- **Task to complete**: Every entry must be repeated exactly. Exclude all pictures.

Records with interface code
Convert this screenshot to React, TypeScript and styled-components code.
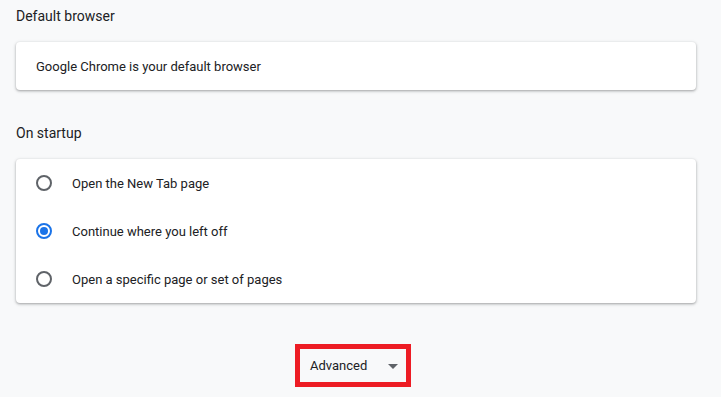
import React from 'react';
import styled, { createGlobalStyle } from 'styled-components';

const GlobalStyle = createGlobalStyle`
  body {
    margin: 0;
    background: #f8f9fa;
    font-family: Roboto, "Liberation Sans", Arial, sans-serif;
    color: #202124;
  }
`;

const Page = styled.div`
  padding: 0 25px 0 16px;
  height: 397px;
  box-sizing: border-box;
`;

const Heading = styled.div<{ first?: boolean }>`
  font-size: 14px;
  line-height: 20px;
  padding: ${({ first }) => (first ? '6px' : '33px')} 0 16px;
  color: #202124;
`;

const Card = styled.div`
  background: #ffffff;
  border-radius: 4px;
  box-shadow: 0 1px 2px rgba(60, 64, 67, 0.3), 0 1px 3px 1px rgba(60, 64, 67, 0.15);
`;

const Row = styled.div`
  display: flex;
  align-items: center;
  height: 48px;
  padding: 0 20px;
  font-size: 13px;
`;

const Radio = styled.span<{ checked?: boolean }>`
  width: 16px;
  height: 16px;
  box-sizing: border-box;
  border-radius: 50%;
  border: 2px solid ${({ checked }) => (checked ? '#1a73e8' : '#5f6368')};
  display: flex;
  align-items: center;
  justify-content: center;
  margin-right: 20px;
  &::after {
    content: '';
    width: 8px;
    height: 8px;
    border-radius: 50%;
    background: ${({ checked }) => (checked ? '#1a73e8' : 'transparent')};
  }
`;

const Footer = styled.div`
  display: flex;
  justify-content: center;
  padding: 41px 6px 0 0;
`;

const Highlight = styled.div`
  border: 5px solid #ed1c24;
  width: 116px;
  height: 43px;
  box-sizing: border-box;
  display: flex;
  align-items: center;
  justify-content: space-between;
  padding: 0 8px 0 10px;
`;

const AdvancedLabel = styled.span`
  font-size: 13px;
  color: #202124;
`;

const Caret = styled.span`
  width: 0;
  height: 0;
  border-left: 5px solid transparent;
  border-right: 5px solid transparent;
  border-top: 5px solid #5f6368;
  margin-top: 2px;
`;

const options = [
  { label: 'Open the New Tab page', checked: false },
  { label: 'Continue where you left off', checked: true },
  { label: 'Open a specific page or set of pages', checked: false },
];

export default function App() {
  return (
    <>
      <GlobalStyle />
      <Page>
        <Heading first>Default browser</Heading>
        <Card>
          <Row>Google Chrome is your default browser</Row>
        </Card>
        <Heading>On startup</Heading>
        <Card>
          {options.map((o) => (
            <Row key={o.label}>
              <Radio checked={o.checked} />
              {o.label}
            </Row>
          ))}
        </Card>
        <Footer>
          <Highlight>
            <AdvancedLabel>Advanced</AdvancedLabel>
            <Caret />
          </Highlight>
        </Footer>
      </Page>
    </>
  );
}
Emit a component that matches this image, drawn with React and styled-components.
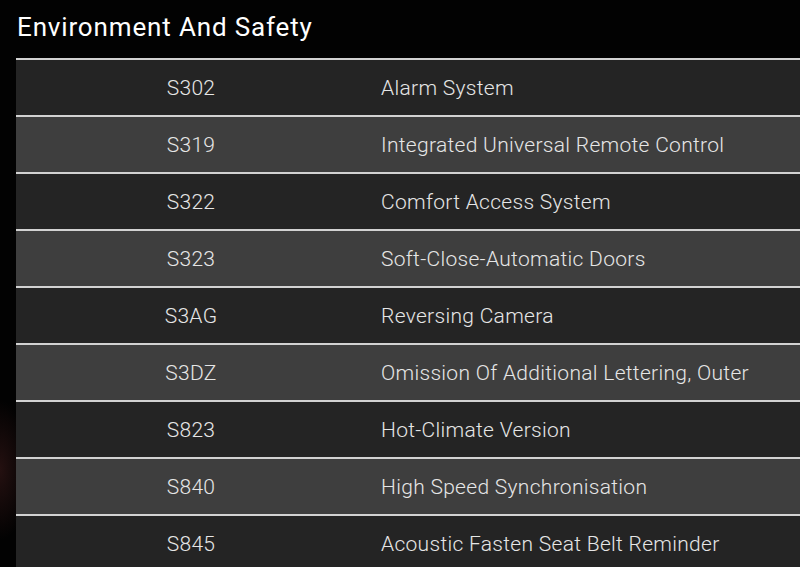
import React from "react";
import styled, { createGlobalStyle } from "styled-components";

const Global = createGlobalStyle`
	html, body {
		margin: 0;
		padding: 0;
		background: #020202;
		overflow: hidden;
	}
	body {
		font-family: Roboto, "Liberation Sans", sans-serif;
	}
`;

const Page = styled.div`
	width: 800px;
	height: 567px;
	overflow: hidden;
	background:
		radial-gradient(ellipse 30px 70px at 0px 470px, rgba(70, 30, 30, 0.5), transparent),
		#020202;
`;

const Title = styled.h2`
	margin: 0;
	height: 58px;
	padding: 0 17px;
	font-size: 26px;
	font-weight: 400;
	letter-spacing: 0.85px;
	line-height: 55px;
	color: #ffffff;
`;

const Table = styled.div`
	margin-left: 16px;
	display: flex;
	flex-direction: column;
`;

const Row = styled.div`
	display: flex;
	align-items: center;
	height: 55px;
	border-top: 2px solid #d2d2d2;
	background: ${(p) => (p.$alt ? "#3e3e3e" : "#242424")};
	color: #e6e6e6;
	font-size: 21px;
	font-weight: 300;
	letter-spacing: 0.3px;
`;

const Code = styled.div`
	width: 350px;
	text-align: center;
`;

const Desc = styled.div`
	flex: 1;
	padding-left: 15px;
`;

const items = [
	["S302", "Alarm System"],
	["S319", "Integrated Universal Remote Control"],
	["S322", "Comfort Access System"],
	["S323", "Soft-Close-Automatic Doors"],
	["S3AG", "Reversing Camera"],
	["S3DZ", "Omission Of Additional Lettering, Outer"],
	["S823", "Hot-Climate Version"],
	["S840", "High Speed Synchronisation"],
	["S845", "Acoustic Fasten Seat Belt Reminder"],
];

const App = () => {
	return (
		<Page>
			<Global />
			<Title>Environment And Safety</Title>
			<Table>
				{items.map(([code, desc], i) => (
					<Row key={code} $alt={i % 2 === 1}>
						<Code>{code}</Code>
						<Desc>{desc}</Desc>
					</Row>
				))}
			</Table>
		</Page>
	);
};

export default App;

- **Result for this exercise**:
Convert this screenshot to React, TypeScript and styled-components code.
import React from 'react';
import styled, { createGlobalStyle } from 'styled-components';

const GlobalStyle = createGlobalStyle`
  body {
    margin: 0;
    background: #f8f9fa;
    font-family: Roboto, "Liberation Sans", Arial, sans-serif;
    color: #202124;
  }
`;

const Page = styled.div`
  padding: 0 25px 0 16px;
  height: 397px;
  box-sizing: border-box;
`;

const Heading = styled.div<{ first?: boolean }>`
  font-size: 14px;
  line-height: 20px;
  padding: ${({ first }) => (first ? '6px' : '33px')} 0 16px;
  color: #202124;
`;

const Card = styled.div`
  background: #ffffff;
  border-radius: 4px;
  box-shadow: 0 1px 2px rgba(60, 64, 67, 0.3), 0 1px 3px 1px rgba(60, 64, 67, 0.15);
`;

const Row = styled.div`
  display: flex;
  align-items: center;
  height: 48px;
  padding: 0 20px;
  font-size: 13px;
`;

const Radio = styled.span<{ checked?: boolean }>`
  width: 16px;
  height: 16px;
  box-sizing: border-box;
  border-radius: 50%;
  border: 2px solid ${({ checked }) => (checked ? '#1a73e8' : '#5f6368')};
  display: flex;
  align-items: center;
  justify-content: center;
  margin-right: 20px;
  &::after {
    content: '';
    width: 8px;
    height: 8px;
    border-radius: 50%;
    background: ${({ checked }) => (checked ? '#1a73e8' : 'transparent')};
  }
`;

const Footer = styled.div`
  display: flex;
  justify-content: center;
  padding: 41px 6px 0 0;
`;

const Highlight = styled.div`
  border: 5px solid #ed1c24;
  width: 116px;
  height: 43px;
  box-sizing: border-box;
  display: flex;
  align-items: center;
  justify-content: space-between;
  padding: 0 8px 0 10px;
`;

const AdvancedLabel = styled.span`
  font-size: 13px;
  color: #202124;
`;

const Caret = styled.span`
  width: 0;
  height: 0;
  border-left: 5px solid transparent;
  border-right: 5px solid transparent;
  border-top: 5px solid #5f6368;
  margin-top: 2px;
`;

const options = [
  { label: 'Open the New Tab page', checked: false },
  { label: 'Continue where you left off', checked: true },
  { label: 'Open a specific page or set of pages', checked: false },
];

export default function App() {
  return (
    <>
      <GlobalStyle />
      <Page>
        <Heading first>Default browser</Heading>
        <Card>
          <Row>Google Chrome is your default browser</Row>
        </Card>
        <Heading>On startup</Heading>
        <Card>
          {options.map((o) => (
            <Row key={o.label}>
              <Radio checked={o.checked} />
              {o.label}
            </Row>
          ))}
        </Card>
        <Footer>
          <Highlight>
            <AdvancedLabel>Advanced</AdvancedLabel>
            <Caret />
          </Highlight>
        </Footer>
      </Page>
    </>
  );
}
Emit a component that matches this image, drawn with React and styled-components.
import React from "react";
import styled, { createGlobalStyle } from "styled-components";

const Global = createGlobalStyle`
	html, body {
		margin: 0;
		padding: 0;
		background: #020202;
		overflow: hidden;
	}
	body {
		font-family: Roboto, "Liberation Sans", sans-serif;
	}
`;

const Page = styled.div`
	width: 800px;
	height: 567px;
	overflow: hidden;
	background:
		radial-gradient(ellipse 30px 70px at 0px 470px, rgba(70, 30, 30, 0.5), transparent),
		#020202;
`;

const Title = styled.h2`
	margin: 0;
	height: 58px;
	padding: 0 17px;
	font-size: 26px;
	font-weight: 400;
	letter-spacing: 0.85px;
	line-height: 55px;
	color: #ffffff;
`;

const Table = styled.div`
	margin-left: 16px;
	display: flex;
	flex-direction: column;
`;

const Row = styled.div`
	display: flex;
	align-items: center;
	height: 55px;
	border-top: 2px solid #d2d2d2;
	background: ${(p) => (p.$alt ? "#3e3e3e" : "#242424")};
	color: #e6e6e6;
	font-size: 21px;
	font-weight: 300;
	letter-spacing: 0.3px;
`;

const Code = styled.div`
	width: 350px;
	text-align: center;
`;

const Desc = styled.div`
	flex: 1;
	padding-left: 15px;
`;

const items = [
	["S302", "Alarm System"],
	["S319", "Integrated Universal Remote Control"],
	["S322", "Comfort Access System"],
	["S323", "Soft-Close-Automatic Doors"],
	["S3AG", "Reversing Camera"],
	["S3DZ", "Omission Of Additional Lettering, Outer"],
	["S823", "Hot-Climate Version"],
	["S840", "High Speed Synchronisation"],
	["S845", "Acoustic Fasten Seat Belt Reminder"],
];

const App = () => {
	return (
		<Page>
			<Global />
			<Title>Environment And Safety</Title>
			<Table>
				{items.map(([code, desc], i) => (
					<Row key={code} $alt={i % 2 === 1}>
						<Code>{code}</Code>
						<Desc>{desc}</Desc>
					</Row>
				))}
			</Table>
		</Page>
	);
};

export default App;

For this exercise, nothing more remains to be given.